In all honestly perhaps it was easy for me to fall in love with “the novel as project” because I could imagine writing to my own granddaughters, letters to be delivered by each one of them to others across cultures, languages, religions, races and creeds, whereby together a web of good deeds and peace are spun. Yet this honest web would include the contours, obstacles, admitted failures, passions and attempted deeds of one’s own life with a dose of grandmotherly advice, which would hopefully be that of wisdom.

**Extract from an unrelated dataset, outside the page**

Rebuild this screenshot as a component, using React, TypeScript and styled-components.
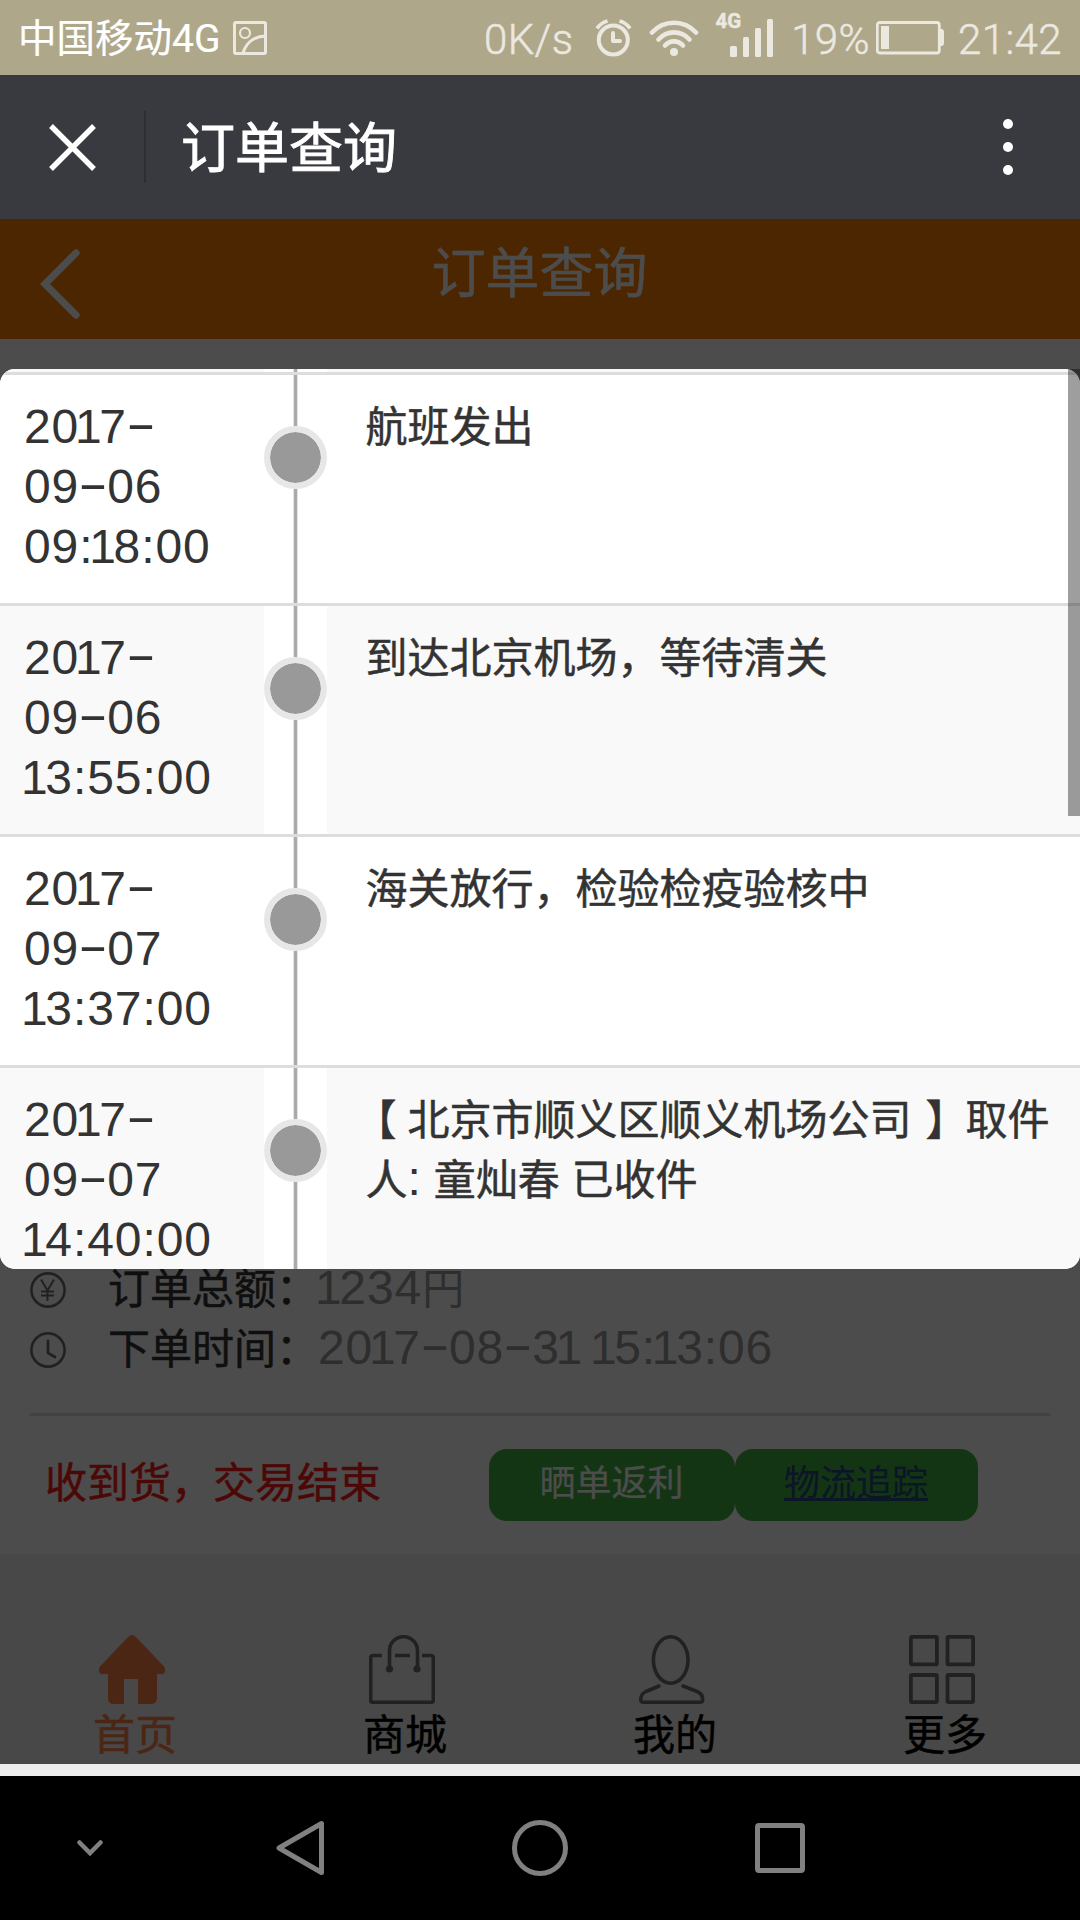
import React from "react";
import styled, { createGlobalStyle, css } from "styled-components";

const GlobalStyle = createGlobalStyle`
  *, *::before, *::after { box-sizing: border-box; }
  html, body { margin: 0; padding: 0; background: #000; }
  body {
    width: 1080px;
    font-family: "Noto Sans CJK SC", "Noto Sans", sans-serif;
    -webkit-font-smoothing: antialiased;
    -webkit-text-stroke-width: 0.5px;
  }
  svg { display: block; flex: none; }
`;

const Screen = styled.div`
  width: 1080px;
  height: 1920px;
  display: flex;
  flex-direction: column;
  overflow: hidden;
`;

/* ---------- system status bar ---------- */

const StatusBar = styled.header`
  height: 75px;
  flex: none;
  display: flex;
  align-items: center;
  justify-content: space-between;
  padding: 0 18px 0 18px;
  background: #afa78a;
  color: #ebe8e0;
`;

const StatusGroup = styled.div`
  display: flex;
  align-items: center;
  height: 75px;
`;

const Carrier = styled.span`
  color: #fff;
  font-size: 38.5px;
  line-height: 75px;
  white-space: nowrap;
  margin-right: 12px;
  -webkit-text-stroke-width: 0.2px;
`;

const CarrierNet = styled.span`
  font-family: Roboto, sans-serif;
  font-size: 39px;
`;

const StatusText = styled.span<{ $gap?: number }>`
  font-family: Roboto, sans-serif;
  font-weight: 300;
  font-size: 42px;
  letter-spacing: 0.4px;
  line-height: 78px;
  padding-top: 4px;
  margin-left: ${(p) => p.$gap ?? 0}px;
  white-space: nowrap;
`;

const NetTag = styled.span`
  align-self: flex-start;
  margin: 9px -11px 0 16px;
  font-family: Roboto, sans-serif;
  font-weight: 700;
  font-size: 20.5px;
  line-height: 24px;
`;

const StatusIcon = styled.svg<{ $gap?: number }>`
  margin-left: ${(p) => p.$gap ?? 0}px;
`;

/* ---------- app title bar ---------- */

const TitleBar = styled.div`
  height: 144px;
  flex: none;
  display: flex;
  align-items: center;
  padding: 0 67px 0 49px;
  background: #393a3f;
  color: #fff;
`;

const TitleDivider = styled.div`
  width: 2px;
  height: 72px;
  margin: 0 35px 0 48px;
  background: #2e2e32;
`;

const AppTitle = styled.h1`
  margin: 0 0 5px;
  flex: 1;
  font-size: 54px;
  font-weight: 400;
  line-height: 80px;
  -webkit-text-stroke-width: 0.9px;
`;

const MoreDots = styled.div`
  display: flex;
  flex-direction: column;
  gap: 13px;
`;

const MoreDot = styled.i`
  width: 10px;
  height: 10px;
  border-radius: 50%;
  background: #fff;
`;

/* ---------- page ---------- */

const WebView = styled.main`
  position: relative;
  height: 1545px;
  flex: none;
  display: flex;
  flex-direction: column;
  background: #fff;
`;

const PageHeader = styled.div`
  height: 120px;
  flex: none;
  display: grid;
  grid-template-columns: 160px 1fr 160px;
  align-items: center;
  background: #ff8000;
  color: #fff;
`;

const BackIcon = styled.svg`
  margin: 9px 0 0 40px;
`;

const PageTitle = styled.h2`
  margin: 0 1px 19px 0;
  text-align: center;
  font-size: 54px;
  font-weight: 400;
  line-height: 80px;
`;

const OrderBody = styled.section`
  margin-top: auto;
  padding: 0 30px;
`;

const InfoRow = styled.div`
  height: 60px;
  display: flex;
  align-items: center;
  color: #707070;
`;

const InfoLabel = styled.span`
  width: 210px;
  margin: 0 0 9px 42px;
  font-size: 42px;
  line-height: 60px;
  color: #333;
  white-space: nowrap;
`;

const InfoValue = styled.span`
  margin: 0 0 9px;
  font-size: 42px;
  line-height: 60px;
  color: #999;
  white-space: nowrap;
  -webkit-text-stroke-width: 0;
`;

const Actions = styled.div`
  height: 141px;
  margin-top: 33px;
  border-top: 3px solid #ddd;
  display: flex;
  align-items: flex-start;
  padding: 33px 0 0 15px;
`;

const OrderState = styled.span`
  width: 444px;
  color: #ff1a1a;
  font-size: 42px;
  line-height: 62px;
`;

const ActionButton = styled.a<{ $link?: boolean; $width: number }>`
  width: ${(p) => p.$width}px;
  height: 72px;
  padding-right: 1px;
  border-radius: 18px;
  background: #44b244;
  text-align: center;
  font-size: 36px;
  line-height: 62px;
  color: #fff;
  -webkit-text-stroke-width: 0.2px;
  ${(p) =>
    p.$link &&
    css`
      color: #264a80;
      text-decoration: underline;
      text-decoration-thickness: 3px;
      text-underline-offset: 2px;
      text-decoration-skip-ink: none;
    `}
`;

const TabBar = styled.nav`
  height: 210px;
  flex: none;
  display: grid;
  grid-template-columns: repeat(4, 1fr);
  background: #f0f0f0;
`;

const Tab = styled.div<{ $active?: boolean }>`
  display: flex;
  flex-direction: column;
  align-items: center;
  padding-top: 81px;
  color: ${(p) => (p.$active ? "#ff8045" : "#000")};
`;

const TabIcon = styled.svg`
  margin-right: 6px;
`;

const TabLabel = styled.span`
  font-size: 42px;
  line-height: 56px;
`;

/* ---------- tracking dialog ---------- */

const Backdrop = styled.div`
  position: absolute;
  inset: 0;
  background: rgba(0, 0, 0, 0.7);
`;

const Dialog = styled.div`
  position: absolute;
  top: 150px;
  left: 0;
  width: 1080px;
  height: 900px;
`;

const TrackList = styled.div`
  height: 100%;
  overflow: hidden;
  border-radius: 15px;
  background: #fff;
`;

const ScrollThumb = styled.div`
  position: absolute;
  top: 0;
  right: 0;
  width: 12px;
  height: 447px;
  background: rgba(0, 0, 0, 0.38);
`;

const TrackRow = styled.div<{ $alt?: boolean; $height?: number }>`
  display: grid;
  grid-template-columns: 264px 63px 1fr;
  height: ${(p) => p.$height ?? 231}px;
  border-bottom: 3px solid #ddd;
  background: ${(p) => (p.$alt ? "#f9f9f9" : "#fff")};
  color: #333;
`;

const TrackTime = styled.div`
  padding: 20px 0 0 24px;
  font-size: 42px;
  line-height: 60px;
`;

const TimeLine = styled.div`
  height: 60px;
  white-space: nowrap;
`;

const TrackAxis = styled.div`
  display: flex;
  flex-direction: column;
  align-items: center;
  overflow: hidden;
  background: #fff;
`;

const AxisLine = styled.i<{ $length?: number }>`
  width: 5px;
  border: solid #e4e4e4;
  border-width: 0 1px;
  background: #aaa;
  ${(p) => (p.$length ? `height: ${p.$length}px; flex: none;` : "flex: 1;")}
`;

const AxisDot = styled.i`
  width: 63px;
  height: 63px;
  flex: none;
  border: 6px solid #e7e7e7;
  border-radius: 50%;
  background: #999;
  background-clip: padding-box;
`;

const TrackText = styled.div`
  padding: 19px 20px 0 38.5px;
  font-size: 42px;
  line-height: 60px;
  word-spacing: 2.5px;
`;

const OpenBracket = styled.span`
  margin: 0 11px 0 -11px;
`;

const CloseBracket = styled.span`
  margin-left: 14px;
  letter-spacing: -14px;
`;

/* ---------- numerals ---------- */

const NumeralRun = styled.span`
  font-family: "Liberation Sans", Arial, sans-serif;
  font-size: 48px;
  line-height: 1;
  word-spacing: 0;
  -webkit-text-stroke-width: 0;
`;

const Tracked = styled.span<{ $space: number; $lead: boolean }>`
  letter-spacing: ${(p) => p.$space}px;
  margin-left: ${(p) => (p.$lead ? -3 : 0)}px;
`;

const WideDash = styled.span`
  display: inline-block;
  width: 14px;
  margin: 0 7px;
  text-align: center;
  text-indent: -1px;
  transform: translateY(-3px) scaleX(1.9);
`;

function advance(ch: string, next?: string) {
  let space = ch === "1" ? -2.4 : 0.9;
  if (next === "1") space -= 4.2;
  return space;
}

function Numerals({ children }: { children: string }) {
  return (
    <NumeralRun>
      {[...children].map((ch, i) =>
        ch === "-" ? (
          <WideDash key={i}>-</WideDash>
        ) : (
          <Tracked key={i} $space={advance(ch, children[i + 1])} $lead={i === 0 && ch === "1"}>
            {ch}
          </Tracked>
        )
      )}
    </NumeralRun>
  );
}

/* ---------- system navigation ---------- */

const PageFoot = styled.div`
  height: 12px;
  flex: none;
  background: #eee;
`;

const SystemNav = styled.footer`
  height: 144px;
  flex: none;
  display: grid;
  grid-template-columns: 180px 240px 240px 240px 1fr;
  align-items: center;
  justify-items: center;
  background: #000;
`;

type Track = { time: string[]; text: React.ReactNode };

const tracks: Track[] = [
  { time: ["2017-", "09-06", "09:18:00"], text: "航班发出" },
  { time: ["2017-", "09-06", "13:55:00"], text: "到达北京机场，等待清关" },
  { time: ["2017-", "09-07", "13:37:00"], text: "海关放行，检验检疫验核中" },
  {
    time: ["2017-", "09-07", "14:40:00"],
    text: (
      <>
        <OpenBracket>【</OpenBracket>北京市顺义区顺义机场公司
        <CloseBracket>】</CloseBracket> 取件
        <br />人<Numerals>:</Numerals> 童灿春 已收件
      </>
    ),
  },
];

function StatusIcons() {
  return (
    <>
      <StatusIcon $gap={22} width="37" height="38" viewBox="0 0 37 38" fill="none" stroke="#ebe8e0">
        <circle cx="18.3" cy="21" r="14.5" strokeWidth="4" />
        <path d="M18 14v8h7" strokeWidth="4" strokeLinejoin="round" strokeLinecap="round" />
        <path d="M2 9.5Q5.500 4 12.500 2M35 9.500Q31.500 4 24.500 2" strokeWidth="3.600" />
      </StatusIcon>
      <StatusIcon $gap={17} width="50" height="38" viewBox="0 0 50 38" fill="none" stroke="#ebe8e0" strokeWidth="4.600" strokeLinecap="round">
        <path d="M3 13.500C15 .5 35 .5 47 13.500" />
        <path d="M9.500 20.500C18 11 32 11 40.500 20.500" />
        <path d="M16 26.500C21 21 29 21 34 26.500" />
        <circle cx="25" cy="33" r="4" fill="#ebe8e0" stroke="none" />
      </StatusIcon>
      <NetTag>4G</NetTag>
      <StatusIcon width="44" height="38" viewBox="0 0 44 38" fill="#ebe8e0">
        <rect x="0" y="27" width="7" height="11" rx="1.500" />
        <rect x="13" y="18" width="6" height="20" rx="1.500" />
        <rect x="25" y="9" width="6" height="29" rx="1.500" />
        <rect x="37" y="0" width="6" height="38" rx="1.500" />
      </StatusIcon>
    </>
  );
}

export default function App() {
  return (
    <Screen>
      <GlobalStyle />
      <StatusBar>
        <StatusGroup>
          <Carrier>
            中国移动<CarrierNet>4G</CarrierNet>
          </Carrier>
          <svg width="34" height="34" viewBox="0 0 34 34" fill="none" stroke="#ebe8e0">
            <rect x="1.500" y="1.500" width="31" height="31" rx="1.500" strokeWidth="3" />
            <circle cx="12" cy="12" r="5" strokeWidth="2.200" />
            <path d="M10 32C13 22 21 15.500 32 15" strokeWidth="3" />
          </svg>
        </StatusGroup>
        <StatusGroup>
          <StatusText>0K/s</StatusText>
          <StatusIcons />
          <StatusText $gap={17}>19%</StatusText>
          <StatusIcon $gap={6} width="68" height="34" viewBox="0 0 68 34" fill="none" stroke="#ebe8e0">
            <rect x="1.300" y="1.500" width="62" height="30.500" rx="2.500" strokeWidth="2.800" />
            <rect x="5" y="5" width="8" height="23" fill="#ebe8e0" stroke="none" />
            <path d="M64 8h2.500l1.500 2v13l-1.500 2H64z" fill="#ebe8e0" stroke="none" />
          </StatusIcon>
          <StatusText $gap={14}>21:42</StatusText>
        </StatusGroup>
      </StatusBar>

      <TitleBar>
        <svg width="47" height="47" viewBox="0 0 47 47" stroke="#fff" strokeWidth="5.400">
          <path d="M2 2l43 43M45 2L2 45" />
        </svg>
        <TitleDivider />
        <AppTitle>订单查询</AppTitle>
        <MoreDots>
          <MoreDot />
          <MoreDot />
          <MoreDot />
        </MoreDots>
      </TitleBar>

      <WebView>
        <PageHeader>
          <BackIcon width="40" height="70" viewBox="0 0 40 70" fill="none" stroke="#fff" strokeWidth="7.200" strokeLinecap="round">
            <path d="M36 4L5 35l31 31" />
          </BackIcon>
          <PageTitle>订单查询</PageTitle>
        </PageHeader>

        <OrderBody>
          <InfoRow>
            <svg width="36" height="36" viewBox="0 0 36 36" fill="none" stroke="currentColor" strokeWidth="2.600">
              <circle cx="18" cy="18" r="16.600" />
              <path d="M11 7.500l6.500 11 6.500-11M17.500 18.500V29M11 19.500h13M11 23.500h13" strokeWidth="2" />
            </svg>
            <InfoLabel>订单总额：</InfoLabel>
            <InfoValue>
              <Numerals>1234</Numerals>円
            </InfoValue>
          </InfoRow>
          <InfoRow>
            <svg width="36" height="36" viewBox="0 0 36 36" fill="none" stroke="currentColor" strokeWidth="2.600">
              <circle cx="18" cy="18" r="16.600" />
              <path d="M18 9v12l7 4" strokeWidth="2.800" strokeLinecap="round" />
            </svg>
            <InfoLabel>下单时间：</InfoLabel>
            <InfoValue>
              <Numerals>2017-08-31 15:13:06</Numerals>
            </InfoValue>
          </InfoRow>
          <Actions>
            <OrderState>收到货，交易结束</OrderState>
            <ActionButton $width={246}>晒单返利</ActionButton>
            <ActionButton $width={243} $link>
              物流追踪
            </ActionButton>
          </Actions>
        </OrderBody>

        <TabBar>
          <Tab $active>
            <TabIcon width="66" height="69" viewBox="0 0 66 69" fill="currentColor">
              <path d="M29 2q4-4 8 0l28 29.500q1 1 1 2.500v2q0 3-3 3h-5v24q0 6-6 6H39V44H25v25H15q-6 0-6-6V39H3q-3 0-3-3v-2q0-1.500 1-2.500z" />
            </TabIcon>
            <TabLabel>首页</TabLabel>
          </Tab>
          <Tab>
            <TabIcon width="66" height="69" viewBox="0 0 66 69" fill="none" stroke="#707070" strokeWidth="3.600">
              <path d="M13 20.500H4q-2.300 0-2.300 2.300V65q0 2.300 2.300 2.300h58q2.300 0 2.300-2.300V22.800q0-2.300-2.300-2.300h-9M26 20.500h15" />
              <path d="M20.500 34V15.500a14 13.800 0 0 1 28 0V34" />
              <circle cx="20.500" cy="34" r="3.600" fill="#707070" stroke="none" />
              <circle cx="48" cy="34" r="3.600" fill="#707070" stroke="none" />
            </TabIcon>
            <TabLabel>商城</TabLabel>
          </Tab>
          <Tab>
            <TabIcon width="66" height="69" viewBox="0 0 66 69" fill="none" stroke="#707070" strokeWidth="3.600">
              <ellipse cx="31.700" cy="25" rx="17.300" ry="23.200" />
              <path d="M20 51L7 56.500Q1.800 59 1.800 64v1q0 2.200 2.500 2.200h57q2.300 0 2.300-2.200v-1q0-5-5.500-7.500L44 51" strokeLinecap="round" />
            </TabIcon>
            <TabLabel>我的</TabLabel>
          </Tab>
          <Tab>
            <TabIcon width="66" height="69" viewBox="0 0 66 69" fill="none" stroke="#707070" strokeWidth="3.800">
              <rect x="1.900" y="1.900" width="26" height="27.500" rx="1" />
              <rect x="38.500" y="1.900" width="25.600" height="27.500" rx="1" />
              <rect x="1.900" y="40" width="26" height="27.100" rx="1" />
              <rect x="38.500" y="40" width="25.600" height="27.100" rx="1" />
            </TabIcon>
            <TabLabel>更多</TabLabel>
          </Tab>
        </TabBar>

        <Backdrop />
        <Dialog>
          <TrackList>
            <TrackRow $alt $height={6}>
              <div />
              <TrackAxis>
                <AxisLine />
              </TrackAxis>
            </TrackRow>
            {tracks.map((track, i) => (
              <TrackRow key={i} $alt={i % 2 === 1}>
                <TrackTime>
                  {track.time.map((line) => (
                    <TimeLine key={line}>
                      <Numerals>{line}</Numerals>
                    </TimeLine>
                  ))}
                </TrackTime>
                <TrackAxis>
                  <AxisLine $length={51} />
                  <AxisDot />
                  <AxisLine />
                </TrackAxis>
                <TrackText>{track.text}</TrackText>
              </TrackRow>
            ))}
          </TrackList>
          <ScrollThumb />
        </Dialog>
      </WebView>

      <PageFoot />
      <SystemNav>
        <svg width="26" height="18" viewBox="0 0 26 18" fill="none" stroke="#808080" strokeWidth="4.500" strokeLinecap="round">
          <path d="M2.500 3.500L13 14 23.500 3.500" />
        </svg>
        <svg width="48" height="56" viewBox="0 0 48 56" fill="none" stroke="#808080" strokeWidth="5" strokeLinejoin="round">
          <path d="M45.500 3.500v49L3 28z" />
        </svg>
        <svg width="56" height="56" viewBox="0 0 56 56" fill="none" stroke="#808080" strokeWidth="5">
          <circle cx="28" cy="28" r="25.500" />
        </svg>
        <svg width="50" height="50" viewBox="0 0 50 50" fill="none" stroke="#808080" strokeWidth="5">
          <rect x="2.500" y="2.500" width="45" height="45" rx="1.500" />
        </svg>
      </SystemNav>
    </Screen>
  );
}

As I stated at the start The Granddaughter Project is so much more than a novel for it leaves us with this sense that we must rally and move forward to effect change. Shaheen Chishti’s personal motto is “Malice towards none; love to all.” My mantra has always been: “Change will come through the women.” I now revise it that change will not only come through women, but it will also come about because of Shaheen Chishti’s genuine endeavor. This is an inspiring Project that must be fully embraced. The abuse of women and girls must end and when this happens we will surely have peace. This is not rocket science. As the famous Egyptian sociologist Halim Barakat has noted, the family is a microcosm of society. If there is violence in the family, you will have a violent society. Happy well-adjusted children do not become suicide bombers. It really is that simple. Syed Shaheen Chishti has it right – the empowerment of women is key.
Shaheen Chishti. The Granddaughter Project. James Hemingway (imprint of Shreem Info Media), 2021.